Les Italiens disent : Prendere lucciole per lanterne. Prendre les vers luisants pour des lanternes.

Martial a fait une épigramme, qui est la 62e de son xive livre et est intitulée : Lanterna ex vesicâ, la lanterne de vessie. Il y fait parler ainsi cette lanterne :

Cornea si non sum, numquid sum fuscior ? aut me
Vesicam contra qui venit esse putat ?

Pour n’être pas de corne en suis-je moins brillante ? Et celui qui vient vers moi me prend-il pour une vessie ?

Si le proverbe ne vient pas de là, j’avoue que j’ignore absolument sa route. Cependant prendre des vessies pour des lanternes, c’est se tromper lourdement, d’après le sens du proverbe ; tandis que, d’après le sens de l’épigramme, il y aurait erreur de ne pas prendre la vessie pour une lanterne.

Ce proverbe a fourni au marquis de Bièvre un de ses plus jolis calembourgs.
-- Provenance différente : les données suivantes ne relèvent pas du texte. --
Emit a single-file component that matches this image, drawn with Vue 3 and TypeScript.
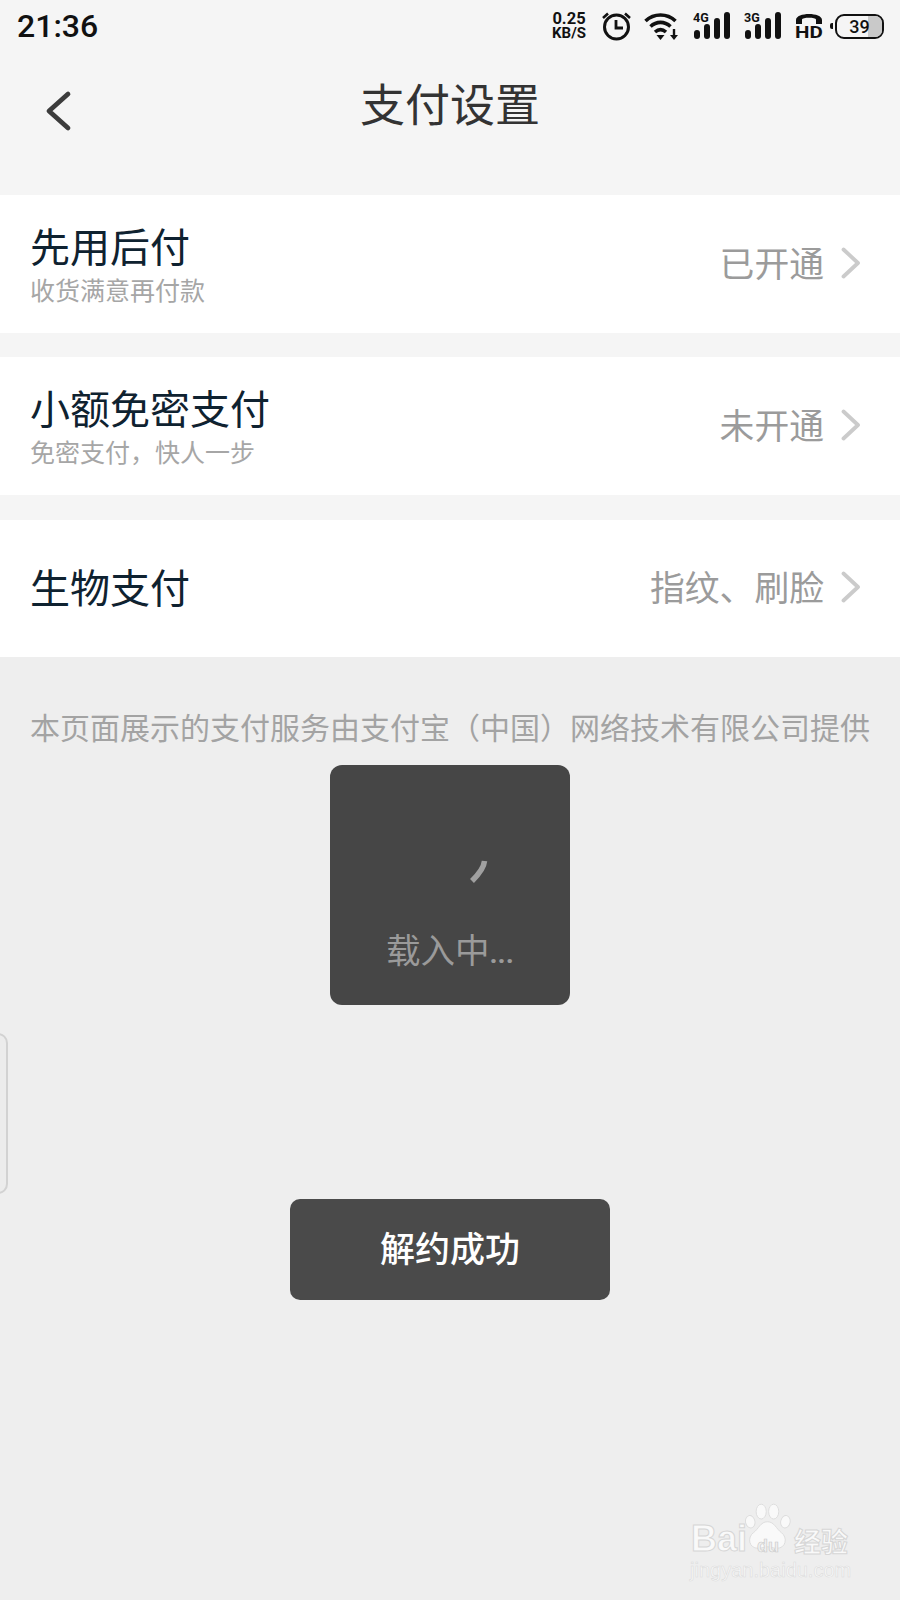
<template>
  <div class="page">
    <div class="status-bar">
      <span class="time">21:36</span>
      <div class="status-icons">
        <div class="speed"><span>0.25</span><span>KB/S</span></div>
        <svg class="alarm" width="31" height="30" viewBox="0 0 31 30" fill="none" stroke="#111">
          <circle cx="15.5" cy="16" r="12" stroke-width="3" />
          <path d="M15 9v8h7" stroke-width="2.8" />
          <path d="M2 7l5-4.500M29 7l-5-4.500" stroke-width="2.600" />
        </svg>
        <svg class="wifi" width="35" height="29" viewBox="0 0 35 29" fill="none" stroke="#111" stroke-width="3.600">
          <path d="M1.500 9C10 1 23 1 31.500 9" />
          <path d="M6.500 14.500C12.500 9 20.500 9 26.500 14.500" />
          <path d="M11 20c3.500-3 7.500-3 11 0" />
          <path d="M12.500 23h8l-4 5z" fill="#111" stroke="none" />
          <path d="M30 17v8" stroke-width="2.400" />
          <path d="M26 23h8l-4 5z" fill="#111" stroke="none" />
        </svg>
        <div v-for="net in ['4G', '3G']" :key="net" class="signal">
          <span class="net">{{ net }}</span>
          <i class="bar b1"></i><i class="bar b2"></i><i class="bar b3"></i><i class="bar b4"></i>
        </div>
        <div class="hd">
          <svg width="28" height="12" viewBox="0 0 28 12" fill="#111">
            <path d="M1 11V7C1 -1 27 -1 27 7v4h-6V6.500C21 4 7 4 7 6.500V11z" />
          </svg>
          <span>HD</span>
        </div>
        <div class="battery">
          <i class="battery-tip"></i>
          <div class="battery-body"><i class="battery-level"></i><span>39</span></div>
        </div>
      </div>
    </div>

    <header class="nav">
      <svg class="back" width="30" height="42" viewBox="0 0 30 42" fill="none">
        <path d="M24 4L5 21l19 17" stroke="#3c3c3c" stroke-width="4.800" stroke-linecap="round" stroke-linejoin="round" />
      </svg>
      <h1>支付设置</h1>
    </header>

    <section class="list">
      <div v-for="row in rows" :key="row.title" class="row">
        <div class="row-left" :class="{ single: !row.sub }">
          <div class="row-title">{{ row.title }}</div>
          <div v-if="row.sub" class="row-sub">{{ row.sub }}</div>
        </div>
        <div class="row-right">
          <span>{{ row.value }}</span>
          <svg width="20" height="32" viewBox="0 0 20 32" fill="none">
            <path d="M2.500 2.500L17 16 2.500 29.500" stroke="#cbcbcb" stroke-width="3.800" stroke-linecap="round" stroke-linejoin="round" />
          </svg>
        </div>
      </div>
    </section>

    <main class="content">
      <p class="notice">本页面展示的支付服务由支付宝（中国）网络技术有限公司提供</p>
    </main>

    <div class="loading">
      <svg class="spinner" width="24" height="26" viewBox="0 0 24 26" fill="none">
        <path d="M18.500 2C18 8 14 14 6 22" stroke="#a0a0a0" stroke-width="5.500" />
      </svg>
      <div class="loading-text">载入中<span>...</span></div>
    </div>

    <div class="toast">解约成功</div>

    <div class="side-handle"></div>

    <div class="watermark">
      <div class="logo-line">
        <span class="bai">Bai</span>
        <svg class="paw" width="50" height="50" viewBox="0 0 64 64" fill="#f9f9f9" stroke="#dcdcdc" stroke-width="1.200">
          <ellipse cx="8" cy="24" rx="6" ry="8" transform="rotate(-12 8 24)" />
          <ellipse cx="22" cy="11" rx="6.500" ry="9.500" />
          <ellipse cx="38" cy="11" rx="6.500" ry="9.500" />
          <ellipse cx="53" cy="24" rx="6" ry="8" transform="rotate(12 53 24)" />
          <path d="M30 24c9 0 11 9 18 14 8 6 6 20-6 20-5 0-8-2-12-2s-7 2-12 2C6 58 4 44 12 38c7-5 9-14 18-14z" />
        </svg>
        <span class="du">du</span>
        <span class="jy">经验</span>
      </div>
      <div class="domain">jingyan.baidu.com</div>
    </div>
  </div>
</template>

<script setup lang="ts">
interface Row {
  title: string;
  sub?: string;
  value: string;
}

const rows: Row[] = [
  { title: '先用后付', sub: '收货满意再付款', value: '已开通' },
  { title: '小额免密支付', sub: '免密支付，快人一步', value: '未开通' },
  { title: '生物支付', value: '指纹、刷脸' }
];
</script>

<style>
html,
body {
  margin: 0;
  background: #eeeeee;
}
</style>

<style scoped>
.page {
  position: relative;
  width: 900px;
  height: 1600px;
  overflow: hidden;
  display: flex;
  flex-direction: column;
  background: #f5f5f5;
  font-family: "Noto Sans CJK SC", "Noto Sans", sans-serif;
}

.status-bar {
  height: 52px;
  padding: 0 17px;
  display: flex;
  align-items: center;
  justify-content: space-between;
  color: #111;
}

.time {
  font-family: Roboto, sans-serif;
  font-size: 32px;
  font-weight: 500;
  line-height: 50px;
}

.status-icons {
  display: flex;
  align-items: center;
  margin-right: -1px;
}

.speed {
  width: 36px;
  margin-right: 14px;
  display: flex;
  flex-direction: column;
  align-items: center;
  font-family: Roboto, sans-serif;
  font-weight: 700;
  line-height: 14px;
}

.speed span:first-child {
  font-size: 16.500px;
}

.speed span:last-child {
  font-size: 15px;
}

.alarm {
  margin-right: 12px;
}

.wifi {
  margin-right: 14px;
}

.signal {
  position: relative;
  width: 37px;
  height: 28px;
  margin-right: 14px;
  margin-bottom: 2px;
}

.net {
  position: absolute;
  left: 0;
  top: 0;
  font-family: Roboto, sans-serif;
  font-size: 12.500px;
  font-weight: 700;
  line-height: 14px;
}

.bar {
  position: absolute;
  bottom: 0;
  width: 6px;
  border-radius: 3px;
  background: #111;
}

.b1 {
  left: 1px;
  height: 9px;
}

.b2 {
  left: 11px;
  height: 15px;
}

.b3 {
  left: 21px;
  height: 21px;
}

.b4 {
  left: 31px;
  height: 27px;
}

.hd {
  width: 28px;
  margin-right: 7px;
  display: flex;
  flex-direction: column;
  align-items: center;
}

.hd svg {
  display: block;
}

.hd span {
  font-family: Roboto, sans-serif;
  font-size: 20.500px;
  font-weight: 700;
  line-height: 15px;
  transform: scaleY(0.85);
}

.battery {
  display: flex;
  align-items: center;
}

.battery-tip {
  width: 3px;
  height: 6px;
  margin-right: 2px;
  background: #111;
  border-radius: 2px 0 0 2px;
}

.battery-body {
  position: relative;
  width: 49px;
  height: 25px;
  border: 2px solid #111;
  border-radius: 9px;
  box-sizing: border-box;
  overflow: hidden;
  text-align: center;
  font-family: Roboto, sans-serif;
  font-size: 18px;
  font-weight: 500;
  line-height: 21px;
}

.battery-body span {
  position: relative;
}

.battery-level {
  position: absolute;
  top: 0;
  bottom: 0;
  right: 0;
  width: 14px;
  background: #c9c9c9;
}

.nav {
  position: relative;
  height: 105px;
  display: flex;
  align-items: flex-start;
  justify-content: center;
}

.back {
  position: absolute;
  left: 44px;
  top: 38px;
}

.nav h1 {
  margin: 23px 0 0;
  font-size: 45px;
  font-weight: 400;
  line-height: 56px;
  color: #333;
}

.list {
  display: flex;
  flex-direction: column;
  gap: 24.750px;
  margin-top: 38px;
}

.row {
  height: 137.500px;
  padding: 0 39px 0 30px;
  display: flex;
  align-items: center;
  justify-content: space-between;
  background: #fff;
}

.row-title {
  font-size: 40px;
  line-height: 46px;
  margin-bottom: 6px;
  color: #0f2230;
}

.row-left.single .row-title {
  margin-bottom: 0;
  padding-bottom: 4px;
}

.row-sub {
  font-size: 25px;
  line-height: 30px;
  color: #a6a6a6;
  margin-bottom: 2px;
}

.row-right {
  display: flex;
  align-items: center;
  gap: 17px;
  font-size: 34.800px;
  line-height: 44px;
  color: #9b9b9b;
}

.row-right span {
  margin-bottom: 4px;
}

.row-right svg {
  margin-bottom: 2px;
}

.content {
  flex: 1;
  background: #eeeeee;
}

.notice {
  margin: 49px 0 0;
  padding-left: 30px;
  font-size: 30px;
  line-height: 40px;
  color: #a3a3a3;
  white-space: nowrap;
}

.loading {
  position: absolute;
  left: 330px;
  top: 765px;
  width: 240px;
  height: 240px;
  border-radius: 12px;
  background: #464646;
}

.spinner {
  position: absolute;
  left: 136px;
  top: 94px;
}

.loading-text {
  position: absolute;
  left: 56px;
  top: 161px;
  font-size: 34.500px;
  line-height: 44px;
  color: #9a9a9a;
  white-space: nowrap;
}

.loading-text span {
  font-family: Roboto, sans-serif;
  font-size: 28px;
  font-weight: 700;
}

.toast {
  position: absolute;
  left: 290px;
  top: 1199px;
  width: 320px;
  height: 101px;
  box-sizing: border-box;
  padding-bottom: 7px;
  border-radius: 10px;
  background: #4a4a4a;
  color: #fff;
  display: flex;
  align-items: center;
  justify-content: center;
  font-size: 35px;
  font-weight: 500;
}

.side-handle {
  position: absolute;
  left: -14px;
  top: 1033px;
  width: 18px;
  height: 157px;
  border: 2px solid #d2d2d2;
  border-radius: 10px;
  background: #ececec;
}

.watermark {
  position: absolute;
  left: 690px;
  top: 1503px;
  width: 170px;
  color: #f9f9f9;
}

.logo-line {
  position: relative;
  height: 52px;
  font-family: "Liberation Sans", sans-serif;
  font-weight: 700;
  -webkit-text-stroke: 1px #d6d6d6;
}

.bai {
  position: absolute;
  left: 1px;
  top: 14px;
  font-size: 36px;
  line-height: 44px;
}

.paw {
  position: absolute;
  left: 54px;
  top: 0;
}

.du {
  position: absolute;
  left: 67px;
  top: 32px;
  font-size: 18px;
  line-height: 22px;
  color: #f0f0f0;
  -webkit-text-stroke: 0.600px #c8c8c8;
}

.jy {
  position: absolute;
  left: 104px;
  top: 20px;
  font-family: "Noto Sans CJK SC", sans-serif;
  font-size: 27px;
  line-height: 36px;
}

.domain {
  margin: 3px 0 0 0;
  font-family: "Liberation Sans", sans-serif;
  font-size: 20px;
  line-height: 24px;
  white-space: nowrap;
  -webkit-text-stroke: 0.600px #dcdcdc;
}
</style>
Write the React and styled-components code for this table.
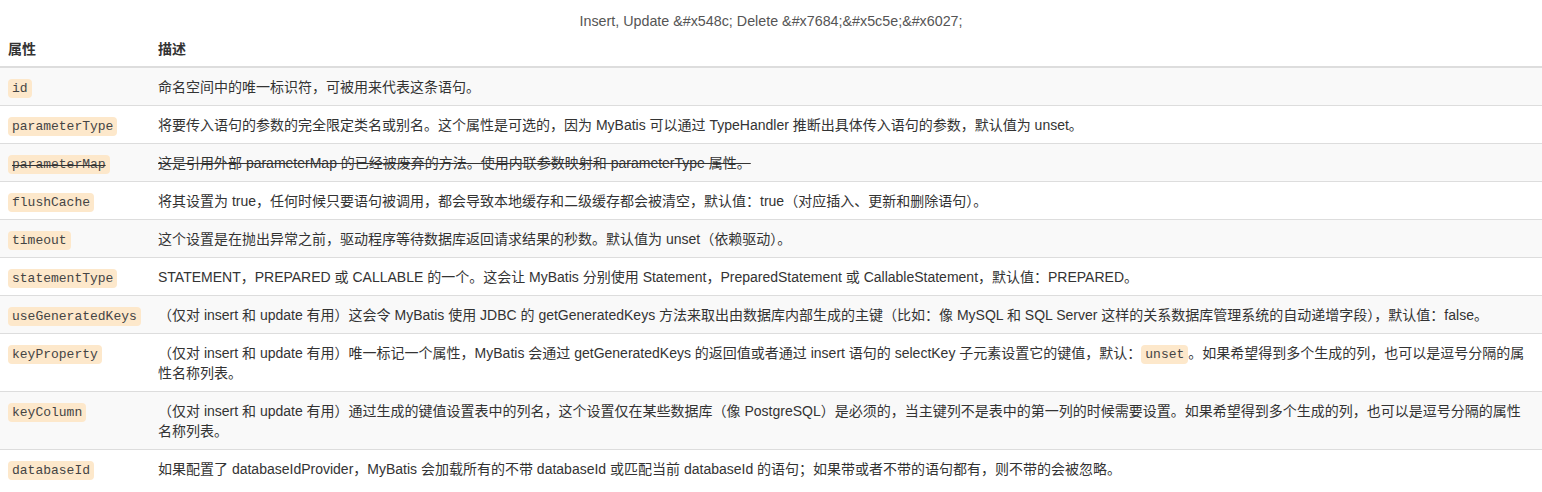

Un jour qu’on parlait dans une société du chirurgien Daran, inventeur des sondes en gomme élastique dites bougies, qu’on introduit dans le canal de l’urètre, une dame lui demanda : Quel est donc ce Daran dont il est si souvent question ? — Madame, répond-il, c’est un homme qui prend des vessies pour des lanternes.